- Born: March 25, 1919 Spokane, Washington, U.S.
- Died: July 8, 1994 (aged 75) Los Angeles, California, U.S.
- Occupation: Cinematographer

= Robert B. Hauser =

American cinematographer (1919–1994)

Robert B. Hauser, A.S.C., (March 25, 1919, Spokane, Washington – July 8, 1994, Los Angeles, California) was an American cinematographer that worked on more than 70 television and film projects from 1958 to his death in 1994, at age 75.

==Biography==
===Film and television===
For a period of 10 years from 1958 to 1968 he worked mainly in television as director of photography. From 1958 to 1959 he worked on 12 episodes of Man with a Camera that starred Charles Bronson. In 1960 he did four episodes of The Untouchables.

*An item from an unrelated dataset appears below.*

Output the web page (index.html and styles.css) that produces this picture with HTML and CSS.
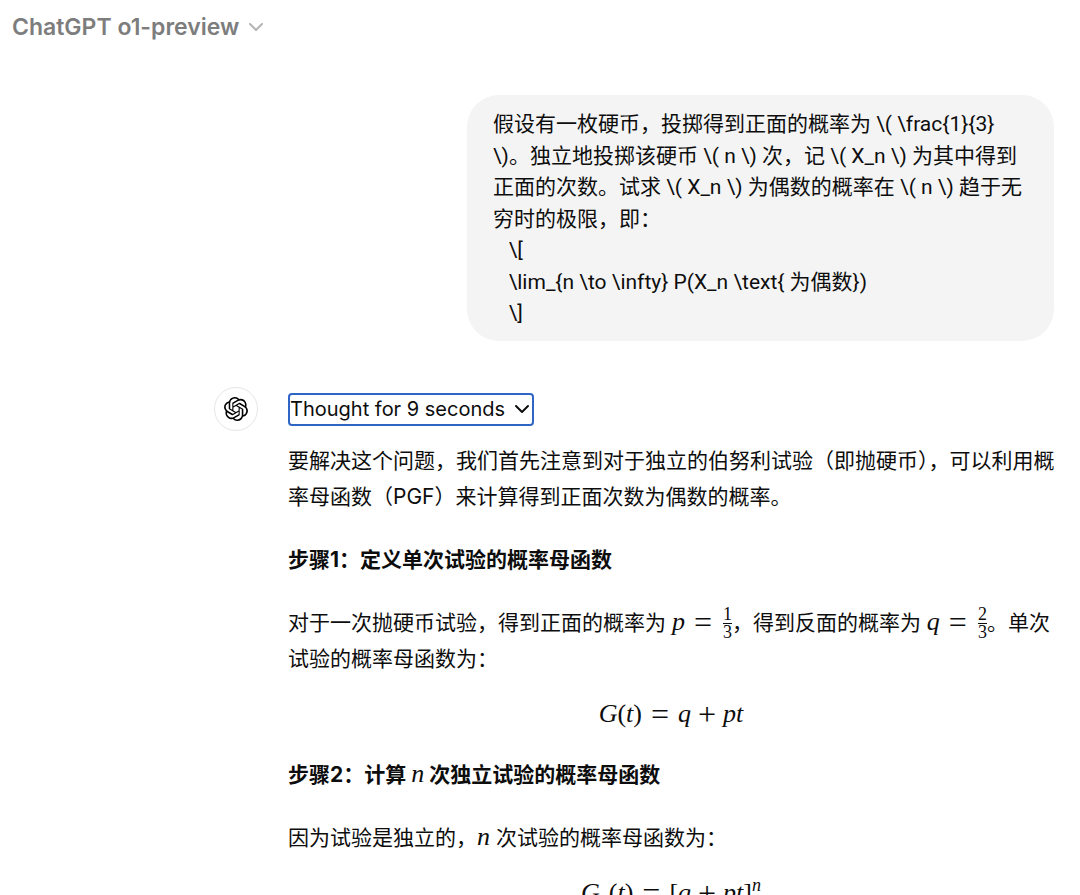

Others he worked on were Combat!, Breaking Point, Peyton Place, The Man from U.N.C.L.E., Mission: Impossible and Trapper John, M.D.. From 1968 to 1981 he worked on many films including The Odd Couple, Riot, Mean Dog Blues and Killjoy.

===Nominations===
He was nominated twice for Primetime Emmy awards. Once in 1963 for TV series Combat and again in 1978 for Roll of Thunder, Hear My Cry.